И в том и в другом чувствовались простота, жесткость и преодоление безнадежности. Как пояснял Павловский, эффект слов Путина “мочить в сортире” заключался не в использовании блатной лексики и не в обещании бороться с террористами жесткими средствами, а в том, что “Чечня – это бумажный тигр, что хватит бояться. Что мы их боимся? Кого мы боимся?” До взрыва домов и выступления Путина большинство выступало за мир в Чечне. “Совершенно нигде, ниоткуда нельзя было предположить, что люди поддержат войну”, – вспоминал Павловский
[380]. Именно выступление Путина и то, как его восприняли, обозначило резкий поворот к войне.
Доренко в своих программах продвигал образ Путина как “брата”, “брательника”, противопоставляя его Примакову. “Я очень простую вещь нашептывал. Люди, смотрите, какая история. У нас есть хороший батя, но больной, Примаков, больной. Хороший, так вроде понимает нас. Он понимает нас, и за нас, и самолет развернул. Нормальный батя. Но батя болеет. Батю резали только что в Швейцарии. Этот клоун Лужков заставляет батю танцевать. За что? Оставьте его в покое. Есть брат, и он за нас заступится, брат. Батю любим, но брательник впряжется, потому как брат – солдат. Путин – брат-солдат. Брательник – крепкий у нас чувачок, солдат крепкий. Вот что. Он служилый, он такой”
[381].
Доренко, регулярно ездивший в Чечню вместе с российской армией, брал интервью у Путина каждые две недели. “Я постоянно до интервью говорил ему: Владимирович, пожалуйста, еще, еще, армия просит. Я был глашатаем армии. Еще, еще, пожалуйста, сильнее, сильнее, сжигать, уничтожать, разбивать, бомбить и так далее. Я стране говорил простую вещь: мы должны это уничтожать. По возможности залить напалмом и сжечь. Нам надо было нажать кнопку, чтобы устранить эту проблему”
[382].
Телевизионную кнопку в собственных руках Доренко использовал с той же целью. Он в числе первых репортеров приехал в Грозный, когда туда наконец вошла российская армия, предварительно сровняв город с землей. Весь в черном, он вел репортаж с центральной площади чеченской столицы, пока за его спиной разъезжали российские бронетранспортеры. Он склонялся над военными картами, глядя, как командующий российскими войсками объясняет диспозицию своей армии, и показывал минные поля, где встретили смерть сотни чеченских солдат. Он брал интервью у российских военных, которые говорили, что чеченским боевикам нельзя позволять возвращаться в свои города. Тех, кто прекратил войну в 1996 году, они называли предателями. Путин, который позволил им довершить начатое, для них явно был героем.

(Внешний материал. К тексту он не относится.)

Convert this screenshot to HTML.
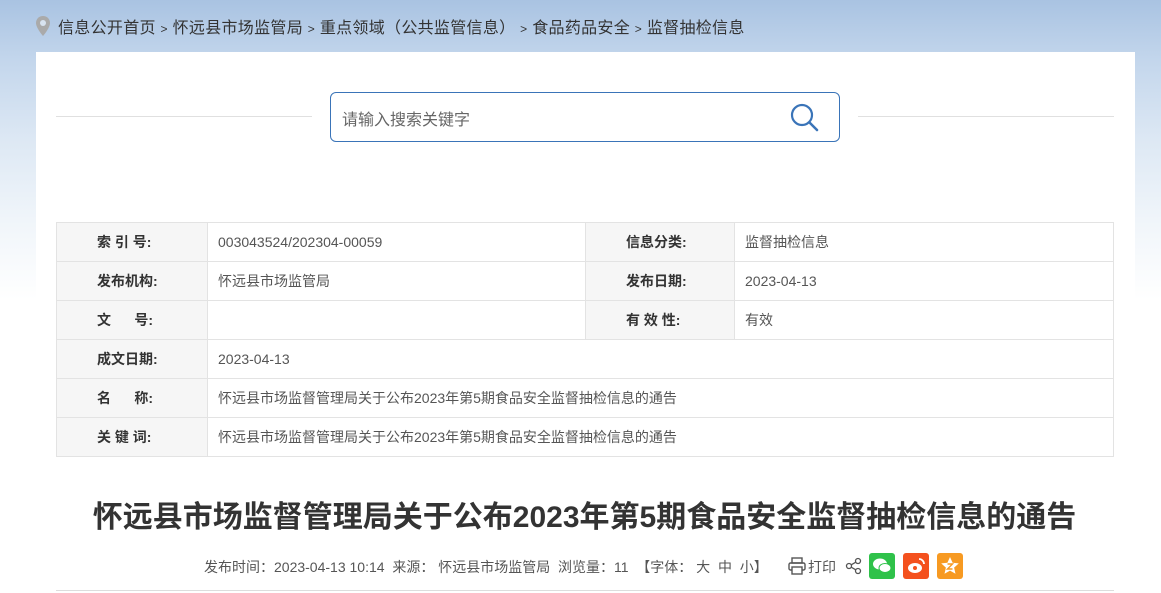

В “Итогах” Евгений Киселев пытался говорить о чрезмерном применении силы и о нарушении прав человека в Чечне, о критике со стороны Запада (как будто мнение Запада еще имело какое-то значение). Его слова тонули в общем гуле голосов, поддерживавших войну. Освещение второй Чеченской кардинально отличалось от освещения первой еще и потому, что журналистов не допускали в “зону проведения контртеррористической операции”, как называли войну в Кремле, без специального разрешения российских спецслужб. Во время первой военной кампании многие репортажи велись с чеченской стороны, а на этот раз съемка в Чечне осуществлялась исключительно со стороны российской армии. Если раньше даже рядовые, у которых брали интервью на камеру, рассказывали о бессмысленном насилии, которое они сами же творили, то на второй войне солдаты говорили уже о “русском единстве” и солидарности с властью.